岸和田 「そうですね。病気ってなってみないとなかなか当事者の方の気持ちにはなれないところがあるものですが、とはいえ働いている人の3人に1人が病気を抱えているとなると、自分が病気ではなくても同僚の方が罹患している可能性もあり、実際は身近なテーマなんです」

飯田 「すごく単純な話をすると、病院のベッドで寝ている方が病気なのは誰でも分かるけれども、当然ながら多くの方が入院しているわけではないんですよね。病気というと、ベッドで寝ている方というイメージが固定し過ぎているのかなとも思います」

剛力 「病気を持っている方にどう接すればいいのかという難しさもあります。誰もが、気を使ってほしいわけでもないと思うんです」

岸和田さんによると、持病を抱えている人のうち約半数以上(55%)が日常や仕事に影響があると回答しながら、上司に持病を伝えている人は32%にとどまり、上司や同僚といった周囲の人たちに自身の病気のことを言いにくいと感じている現実があるのだという。また、周囲の人たちの約7割が「どのようにサポートしたらいいか分からない」「病気について触れていいのかわからない」など疾患に関するコミュニケーションの難しさを課題に挙げており、両者のギャップを埋めることが、課題解消の大きな一歩になるのは間違いない。
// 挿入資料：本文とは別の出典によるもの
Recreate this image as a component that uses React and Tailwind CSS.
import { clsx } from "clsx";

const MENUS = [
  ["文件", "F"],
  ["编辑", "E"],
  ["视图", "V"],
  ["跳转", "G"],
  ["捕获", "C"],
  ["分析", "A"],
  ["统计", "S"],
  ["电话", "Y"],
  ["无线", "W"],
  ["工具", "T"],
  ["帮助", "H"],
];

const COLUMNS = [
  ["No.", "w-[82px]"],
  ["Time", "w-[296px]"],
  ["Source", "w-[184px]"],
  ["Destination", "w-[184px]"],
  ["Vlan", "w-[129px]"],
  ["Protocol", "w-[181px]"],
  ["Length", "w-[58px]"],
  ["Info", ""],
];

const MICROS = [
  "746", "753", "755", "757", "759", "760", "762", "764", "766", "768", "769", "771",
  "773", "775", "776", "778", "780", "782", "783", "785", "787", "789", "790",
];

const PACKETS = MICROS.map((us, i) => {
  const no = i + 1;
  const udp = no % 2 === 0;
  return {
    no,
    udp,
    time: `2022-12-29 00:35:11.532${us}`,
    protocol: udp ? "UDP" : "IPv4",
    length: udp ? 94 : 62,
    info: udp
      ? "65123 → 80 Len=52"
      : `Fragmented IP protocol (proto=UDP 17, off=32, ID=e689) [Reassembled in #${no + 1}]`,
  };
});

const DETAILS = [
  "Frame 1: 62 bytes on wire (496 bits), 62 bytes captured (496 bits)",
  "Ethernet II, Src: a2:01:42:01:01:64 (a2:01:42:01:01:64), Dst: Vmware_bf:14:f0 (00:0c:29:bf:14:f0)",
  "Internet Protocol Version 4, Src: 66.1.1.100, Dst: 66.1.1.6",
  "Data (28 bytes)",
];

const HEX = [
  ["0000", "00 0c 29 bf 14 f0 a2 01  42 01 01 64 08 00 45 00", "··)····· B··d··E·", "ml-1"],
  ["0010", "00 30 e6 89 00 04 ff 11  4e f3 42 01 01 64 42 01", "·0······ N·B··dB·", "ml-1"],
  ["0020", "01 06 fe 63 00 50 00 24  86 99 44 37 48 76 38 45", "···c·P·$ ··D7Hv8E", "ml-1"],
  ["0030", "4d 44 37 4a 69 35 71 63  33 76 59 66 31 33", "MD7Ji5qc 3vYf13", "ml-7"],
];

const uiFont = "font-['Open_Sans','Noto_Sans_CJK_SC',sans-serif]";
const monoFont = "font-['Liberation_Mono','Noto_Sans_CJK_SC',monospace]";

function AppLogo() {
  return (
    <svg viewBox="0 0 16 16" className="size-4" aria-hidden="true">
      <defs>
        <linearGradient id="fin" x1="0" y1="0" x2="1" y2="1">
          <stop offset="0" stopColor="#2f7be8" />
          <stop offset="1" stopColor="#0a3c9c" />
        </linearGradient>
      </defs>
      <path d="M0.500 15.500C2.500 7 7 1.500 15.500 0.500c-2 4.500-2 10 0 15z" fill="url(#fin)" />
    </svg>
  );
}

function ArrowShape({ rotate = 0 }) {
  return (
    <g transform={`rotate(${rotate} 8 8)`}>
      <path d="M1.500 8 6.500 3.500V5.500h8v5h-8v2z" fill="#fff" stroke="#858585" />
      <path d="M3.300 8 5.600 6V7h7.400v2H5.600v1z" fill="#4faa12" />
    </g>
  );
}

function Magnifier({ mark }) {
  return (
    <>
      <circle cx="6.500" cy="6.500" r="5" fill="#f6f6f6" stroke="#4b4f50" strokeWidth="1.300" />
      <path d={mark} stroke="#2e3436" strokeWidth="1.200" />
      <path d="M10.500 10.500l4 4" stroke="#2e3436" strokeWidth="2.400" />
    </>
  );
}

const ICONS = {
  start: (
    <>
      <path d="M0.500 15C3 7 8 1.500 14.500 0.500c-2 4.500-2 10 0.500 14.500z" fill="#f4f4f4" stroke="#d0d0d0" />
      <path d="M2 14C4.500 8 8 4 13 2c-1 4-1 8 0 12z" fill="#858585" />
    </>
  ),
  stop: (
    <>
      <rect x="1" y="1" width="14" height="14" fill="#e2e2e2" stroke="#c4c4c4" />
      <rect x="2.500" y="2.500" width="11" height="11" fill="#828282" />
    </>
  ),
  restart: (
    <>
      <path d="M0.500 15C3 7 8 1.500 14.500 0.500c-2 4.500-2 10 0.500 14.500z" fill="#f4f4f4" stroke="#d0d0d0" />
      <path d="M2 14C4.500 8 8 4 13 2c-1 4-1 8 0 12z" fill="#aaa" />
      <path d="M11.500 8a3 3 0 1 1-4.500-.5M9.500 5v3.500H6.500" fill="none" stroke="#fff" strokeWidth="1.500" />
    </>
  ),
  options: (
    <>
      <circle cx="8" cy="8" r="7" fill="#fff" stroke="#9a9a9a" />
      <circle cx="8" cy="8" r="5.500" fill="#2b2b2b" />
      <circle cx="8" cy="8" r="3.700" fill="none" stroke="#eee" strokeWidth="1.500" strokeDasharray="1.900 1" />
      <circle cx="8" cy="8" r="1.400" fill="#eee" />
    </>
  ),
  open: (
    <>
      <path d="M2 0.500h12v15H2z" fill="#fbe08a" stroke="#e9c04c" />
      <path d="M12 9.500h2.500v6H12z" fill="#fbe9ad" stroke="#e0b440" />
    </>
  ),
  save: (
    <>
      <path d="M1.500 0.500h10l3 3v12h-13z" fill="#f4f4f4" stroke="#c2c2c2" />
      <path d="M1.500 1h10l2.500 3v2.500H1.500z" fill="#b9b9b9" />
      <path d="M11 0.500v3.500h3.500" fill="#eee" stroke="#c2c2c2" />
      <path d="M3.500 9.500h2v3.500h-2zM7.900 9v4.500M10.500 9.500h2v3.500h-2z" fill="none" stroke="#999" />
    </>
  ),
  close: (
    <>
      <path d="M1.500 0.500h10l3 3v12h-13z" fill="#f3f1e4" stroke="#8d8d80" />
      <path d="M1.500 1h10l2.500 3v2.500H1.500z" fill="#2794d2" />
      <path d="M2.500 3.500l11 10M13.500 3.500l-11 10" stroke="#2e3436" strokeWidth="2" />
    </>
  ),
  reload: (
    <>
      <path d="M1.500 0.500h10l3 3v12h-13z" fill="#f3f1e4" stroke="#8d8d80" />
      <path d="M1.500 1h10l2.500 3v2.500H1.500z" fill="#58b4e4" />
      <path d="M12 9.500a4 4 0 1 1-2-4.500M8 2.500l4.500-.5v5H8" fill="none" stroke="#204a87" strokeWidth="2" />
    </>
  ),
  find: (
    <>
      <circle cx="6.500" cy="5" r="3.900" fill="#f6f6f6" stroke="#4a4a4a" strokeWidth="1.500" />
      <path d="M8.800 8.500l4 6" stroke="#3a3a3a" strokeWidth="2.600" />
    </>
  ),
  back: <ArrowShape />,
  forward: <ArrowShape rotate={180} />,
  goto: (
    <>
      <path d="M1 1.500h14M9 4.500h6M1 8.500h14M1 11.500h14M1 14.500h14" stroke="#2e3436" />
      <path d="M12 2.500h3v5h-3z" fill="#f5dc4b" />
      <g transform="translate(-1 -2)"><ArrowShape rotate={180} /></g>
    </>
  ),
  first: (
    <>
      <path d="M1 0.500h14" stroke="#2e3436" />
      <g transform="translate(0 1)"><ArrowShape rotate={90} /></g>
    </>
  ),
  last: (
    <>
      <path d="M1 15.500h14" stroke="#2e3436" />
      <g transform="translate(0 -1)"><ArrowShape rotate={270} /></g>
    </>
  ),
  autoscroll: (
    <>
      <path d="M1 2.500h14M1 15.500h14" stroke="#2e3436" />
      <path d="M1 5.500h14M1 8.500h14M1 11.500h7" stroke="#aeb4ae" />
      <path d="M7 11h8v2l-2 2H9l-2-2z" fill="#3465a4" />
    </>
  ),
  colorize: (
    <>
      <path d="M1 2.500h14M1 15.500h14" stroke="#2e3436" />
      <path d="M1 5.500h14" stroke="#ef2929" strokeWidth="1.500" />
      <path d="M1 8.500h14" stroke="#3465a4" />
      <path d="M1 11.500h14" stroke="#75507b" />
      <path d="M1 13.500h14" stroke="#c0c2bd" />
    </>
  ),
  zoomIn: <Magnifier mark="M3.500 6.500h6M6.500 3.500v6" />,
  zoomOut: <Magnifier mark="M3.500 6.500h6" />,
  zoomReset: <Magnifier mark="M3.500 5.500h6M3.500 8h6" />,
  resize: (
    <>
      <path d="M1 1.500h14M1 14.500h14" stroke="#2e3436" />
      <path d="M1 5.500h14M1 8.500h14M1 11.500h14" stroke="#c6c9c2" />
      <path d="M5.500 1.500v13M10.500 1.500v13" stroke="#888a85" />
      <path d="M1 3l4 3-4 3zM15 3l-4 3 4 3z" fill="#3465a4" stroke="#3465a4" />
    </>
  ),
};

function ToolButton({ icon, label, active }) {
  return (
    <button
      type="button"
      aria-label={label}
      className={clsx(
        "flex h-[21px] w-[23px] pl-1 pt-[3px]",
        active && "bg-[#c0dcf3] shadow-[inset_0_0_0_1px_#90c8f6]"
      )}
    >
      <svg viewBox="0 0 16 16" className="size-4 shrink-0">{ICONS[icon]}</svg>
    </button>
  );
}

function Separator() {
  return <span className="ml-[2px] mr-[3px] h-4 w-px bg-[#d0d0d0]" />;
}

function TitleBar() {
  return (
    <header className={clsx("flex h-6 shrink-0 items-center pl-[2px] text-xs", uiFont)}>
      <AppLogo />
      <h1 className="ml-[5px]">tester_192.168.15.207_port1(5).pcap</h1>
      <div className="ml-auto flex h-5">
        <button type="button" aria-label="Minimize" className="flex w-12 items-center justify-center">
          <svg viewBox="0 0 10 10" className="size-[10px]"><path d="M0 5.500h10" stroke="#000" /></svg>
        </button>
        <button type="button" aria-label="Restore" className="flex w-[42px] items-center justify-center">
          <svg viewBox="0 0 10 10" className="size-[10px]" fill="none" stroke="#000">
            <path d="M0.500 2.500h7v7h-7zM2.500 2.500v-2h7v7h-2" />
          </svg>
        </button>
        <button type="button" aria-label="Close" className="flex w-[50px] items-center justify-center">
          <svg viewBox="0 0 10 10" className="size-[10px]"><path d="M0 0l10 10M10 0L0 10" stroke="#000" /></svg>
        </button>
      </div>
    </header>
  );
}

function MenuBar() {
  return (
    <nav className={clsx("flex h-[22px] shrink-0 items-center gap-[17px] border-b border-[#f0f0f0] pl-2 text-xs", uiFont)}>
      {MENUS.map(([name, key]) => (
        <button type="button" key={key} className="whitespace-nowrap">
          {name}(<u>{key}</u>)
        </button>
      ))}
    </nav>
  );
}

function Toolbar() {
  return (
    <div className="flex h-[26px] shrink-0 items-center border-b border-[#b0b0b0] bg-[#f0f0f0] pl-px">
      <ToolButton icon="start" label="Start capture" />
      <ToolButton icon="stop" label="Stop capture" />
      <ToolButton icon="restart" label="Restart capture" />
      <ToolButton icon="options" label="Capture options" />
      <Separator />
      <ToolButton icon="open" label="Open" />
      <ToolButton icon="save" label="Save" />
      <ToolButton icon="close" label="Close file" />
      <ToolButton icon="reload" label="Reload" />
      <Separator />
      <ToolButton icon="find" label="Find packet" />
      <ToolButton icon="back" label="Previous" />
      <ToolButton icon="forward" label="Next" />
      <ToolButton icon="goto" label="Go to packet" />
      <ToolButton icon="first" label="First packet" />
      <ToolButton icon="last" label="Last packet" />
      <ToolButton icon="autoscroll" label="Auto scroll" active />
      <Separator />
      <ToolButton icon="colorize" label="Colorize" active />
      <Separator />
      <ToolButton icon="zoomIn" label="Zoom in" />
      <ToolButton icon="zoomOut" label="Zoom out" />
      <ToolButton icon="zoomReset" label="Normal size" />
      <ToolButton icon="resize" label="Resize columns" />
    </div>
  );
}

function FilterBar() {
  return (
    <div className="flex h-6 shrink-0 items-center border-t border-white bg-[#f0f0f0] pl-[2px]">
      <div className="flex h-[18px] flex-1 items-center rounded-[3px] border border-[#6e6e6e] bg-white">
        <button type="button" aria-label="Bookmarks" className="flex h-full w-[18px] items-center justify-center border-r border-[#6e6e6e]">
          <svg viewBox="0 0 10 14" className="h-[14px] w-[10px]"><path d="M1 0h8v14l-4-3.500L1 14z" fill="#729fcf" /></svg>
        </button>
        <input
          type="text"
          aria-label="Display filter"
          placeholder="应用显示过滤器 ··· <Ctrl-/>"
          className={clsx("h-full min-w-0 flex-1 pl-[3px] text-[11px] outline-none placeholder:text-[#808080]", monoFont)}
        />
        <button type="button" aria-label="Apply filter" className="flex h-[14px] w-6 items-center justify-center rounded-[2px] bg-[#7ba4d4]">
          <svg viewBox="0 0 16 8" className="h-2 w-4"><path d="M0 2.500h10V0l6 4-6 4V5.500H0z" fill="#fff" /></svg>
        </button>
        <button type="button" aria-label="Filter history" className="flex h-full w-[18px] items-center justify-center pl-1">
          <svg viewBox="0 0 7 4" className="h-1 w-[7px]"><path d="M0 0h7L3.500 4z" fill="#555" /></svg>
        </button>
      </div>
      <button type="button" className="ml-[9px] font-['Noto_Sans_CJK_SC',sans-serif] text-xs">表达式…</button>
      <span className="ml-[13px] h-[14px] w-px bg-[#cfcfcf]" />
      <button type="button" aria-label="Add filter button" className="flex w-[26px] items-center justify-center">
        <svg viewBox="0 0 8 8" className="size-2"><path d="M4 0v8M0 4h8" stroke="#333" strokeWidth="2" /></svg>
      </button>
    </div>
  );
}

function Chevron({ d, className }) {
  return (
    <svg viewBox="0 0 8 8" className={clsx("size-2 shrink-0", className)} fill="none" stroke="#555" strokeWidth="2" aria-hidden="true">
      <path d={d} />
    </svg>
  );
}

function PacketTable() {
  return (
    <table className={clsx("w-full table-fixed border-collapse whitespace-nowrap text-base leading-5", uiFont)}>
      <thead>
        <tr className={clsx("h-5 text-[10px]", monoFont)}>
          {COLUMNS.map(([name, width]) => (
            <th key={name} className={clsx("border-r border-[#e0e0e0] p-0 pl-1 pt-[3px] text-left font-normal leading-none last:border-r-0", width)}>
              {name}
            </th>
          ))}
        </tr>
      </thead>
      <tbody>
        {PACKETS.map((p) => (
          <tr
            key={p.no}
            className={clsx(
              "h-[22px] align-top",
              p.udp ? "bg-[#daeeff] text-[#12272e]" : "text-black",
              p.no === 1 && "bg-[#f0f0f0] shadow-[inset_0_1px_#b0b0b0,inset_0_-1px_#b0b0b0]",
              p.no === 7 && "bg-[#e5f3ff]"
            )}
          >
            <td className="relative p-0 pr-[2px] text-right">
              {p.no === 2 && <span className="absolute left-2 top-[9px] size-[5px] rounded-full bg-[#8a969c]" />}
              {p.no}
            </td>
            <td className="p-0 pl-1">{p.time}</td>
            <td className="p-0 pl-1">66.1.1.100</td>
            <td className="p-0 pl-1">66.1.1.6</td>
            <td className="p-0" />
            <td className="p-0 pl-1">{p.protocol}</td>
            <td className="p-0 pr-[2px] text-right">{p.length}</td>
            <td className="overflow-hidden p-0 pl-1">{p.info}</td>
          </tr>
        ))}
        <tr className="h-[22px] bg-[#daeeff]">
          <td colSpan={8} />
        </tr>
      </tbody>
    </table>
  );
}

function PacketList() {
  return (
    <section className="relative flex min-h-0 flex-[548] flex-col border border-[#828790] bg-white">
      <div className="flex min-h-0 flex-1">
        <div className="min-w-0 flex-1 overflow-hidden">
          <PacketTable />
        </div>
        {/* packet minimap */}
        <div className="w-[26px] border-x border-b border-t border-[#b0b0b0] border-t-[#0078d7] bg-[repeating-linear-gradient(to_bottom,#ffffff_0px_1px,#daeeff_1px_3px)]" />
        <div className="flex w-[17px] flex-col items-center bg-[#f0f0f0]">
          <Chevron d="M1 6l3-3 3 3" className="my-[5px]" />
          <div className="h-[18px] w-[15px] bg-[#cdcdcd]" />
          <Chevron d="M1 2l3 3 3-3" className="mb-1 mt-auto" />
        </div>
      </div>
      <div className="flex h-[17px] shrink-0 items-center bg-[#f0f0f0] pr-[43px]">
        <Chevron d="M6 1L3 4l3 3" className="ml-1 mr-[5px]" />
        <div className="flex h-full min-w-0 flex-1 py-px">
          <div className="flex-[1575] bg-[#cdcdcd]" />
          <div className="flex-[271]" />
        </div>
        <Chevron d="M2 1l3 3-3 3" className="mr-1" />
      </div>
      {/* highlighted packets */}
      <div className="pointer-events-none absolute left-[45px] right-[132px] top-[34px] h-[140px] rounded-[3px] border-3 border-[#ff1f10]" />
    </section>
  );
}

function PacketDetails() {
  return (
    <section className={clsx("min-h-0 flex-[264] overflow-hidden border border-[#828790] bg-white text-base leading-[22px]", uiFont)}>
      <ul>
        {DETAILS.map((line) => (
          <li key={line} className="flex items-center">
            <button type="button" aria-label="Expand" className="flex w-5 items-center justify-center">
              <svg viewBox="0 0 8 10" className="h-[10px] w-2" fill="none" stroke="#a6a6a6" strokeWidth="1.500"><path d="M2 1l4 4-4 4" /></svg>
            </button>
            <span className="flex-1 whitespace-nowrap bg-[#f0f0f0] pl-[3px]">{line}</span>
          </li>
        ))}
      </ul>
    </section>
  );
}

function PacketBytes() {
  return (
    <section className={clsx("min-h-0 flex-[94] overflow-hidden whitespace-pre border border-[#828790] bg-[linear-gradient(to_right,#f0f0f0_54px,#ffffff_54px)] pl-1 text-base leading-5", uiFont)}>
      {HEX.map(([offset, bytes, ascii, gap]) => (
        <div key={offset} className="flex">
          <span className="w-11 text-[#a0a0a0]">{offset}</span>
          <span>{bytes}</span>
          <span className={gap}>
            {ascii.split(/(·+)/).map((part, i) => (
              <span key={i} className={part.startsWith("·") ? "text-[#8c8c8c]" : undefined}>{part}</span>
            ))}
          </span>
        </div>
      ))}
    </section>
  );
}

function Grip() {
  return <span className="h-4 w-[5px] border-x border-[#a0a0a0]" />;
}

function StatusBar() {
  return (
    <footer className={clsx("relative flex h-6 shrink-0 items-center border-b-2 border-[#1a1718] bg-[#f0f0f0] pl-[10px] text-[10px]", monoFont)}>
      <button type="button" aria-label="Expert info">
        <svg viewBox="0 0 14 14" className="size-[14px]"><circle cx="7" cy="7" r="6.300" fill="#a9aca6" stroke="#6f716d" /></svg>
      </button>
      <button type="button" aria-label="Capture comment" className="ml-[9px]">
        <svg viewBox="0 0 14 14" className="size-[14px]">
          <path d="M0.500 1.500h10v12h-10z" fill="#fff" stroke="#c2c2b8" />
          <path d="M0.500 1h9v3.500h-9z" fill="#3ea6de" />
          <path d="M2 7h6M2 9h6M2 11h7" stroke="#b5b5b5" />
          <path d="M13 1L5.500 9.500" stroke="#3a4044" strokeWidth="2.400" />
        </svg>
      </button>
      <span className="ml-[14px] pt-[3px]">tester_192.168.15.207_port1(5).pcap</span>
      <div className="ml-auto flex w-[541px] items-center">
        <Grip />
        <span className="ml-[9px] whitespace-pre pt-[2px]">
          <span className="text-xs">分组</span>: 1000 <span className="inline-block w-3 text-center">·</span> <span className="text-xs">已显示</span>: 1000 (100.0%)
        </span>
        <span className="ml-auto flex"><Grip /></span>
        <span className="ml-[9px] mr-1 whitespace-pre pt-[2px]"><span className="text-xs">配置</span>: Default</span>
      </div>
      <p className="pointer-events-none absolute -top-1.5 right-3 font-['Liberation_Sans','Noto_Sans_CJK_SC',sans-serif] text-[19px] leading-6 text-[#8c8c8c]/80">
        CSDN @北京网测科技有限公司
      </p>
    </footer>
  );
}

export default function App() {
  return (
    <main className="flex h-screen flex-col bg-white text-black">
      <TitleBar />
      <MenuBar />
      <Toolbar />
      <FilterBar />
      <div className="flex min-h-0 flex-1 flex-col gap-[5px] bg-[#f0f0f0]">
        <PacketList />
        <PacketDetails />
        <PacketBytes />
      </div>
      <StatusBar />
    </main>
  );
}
岸和田 「そのギャップを埋めるためにも『ワークシックバランス』というコンセプトが広まって、もう少し職場で体調のことや病気のことが話しやすくなるような環境が広がっていってほしいなと考えています」

飯田 「60代以上の就労が当たり前になってきていて、今後は恐らく70代前半まで拡張されると思います。そうなると、より持病を抱えながら仕事をするのが普通な状態になっていくわけです。これからの高齢化社会においては大体の人は持病を持っている前提で会社側も意識を変えていかないといけないですよね」

岸和田 「あとは、患者さんが在宅勤務をしやすい環境をサポートする取り組みとして、リモートワーキングロボットの無償貸し出しもしています。会社側にロボットがいて、患者さんはご自身のパソコンで遠隔操作ができる。オフィスにはいないんだけれども、オフィスにいるようなコミュニケーションを取れるのが特長になっていて、疾患を問わず会社の許可を得られれば無償で2週間の貸出しをしています」

剛力 「どんどんいろいろな人が働きやすい環境が広がっていくんですね」

番組の最後に、岸和田さんはSDGsが目指す2030年のあるべき未来に向けて、リスナーへメッセージを送った。

「10年後には『ワークシックバランス』というコンセプトが広く浸透して、病気か仕事かという二者択一ではなく、病気と仕事という“アンド思考”で自分らしく働くのが当たり前になってほしいなと思います。まずは、きょうの番組をきっかけに『ワークシックバランス』という言葉を知ってもらったり、IBDについて知ってもらったりするきっかけになればうれしいなと思います」

そんな呼び掛けに、剛力さんは「どうしても他人ごとになってしまいがちなことを一人一人が意識することで、職場が健康になることが大事なんじゃないかなと思いました。『ワークシックバランス』というコンセプト、広めたいですね。病気や何かを抱えていることが当たり前であるということが日常的に意識されればいいなと思いました。2021年は、もっと自分の言葉で発信していける年に出来たらいいなと思います」と呼応した。「ワークシックバランス」という考え方も、SDGsのゴール3「すべての人に健康と福祉を」、ゴール8「働きがいも経済成長も」の実現に向けたカギといえそうだ。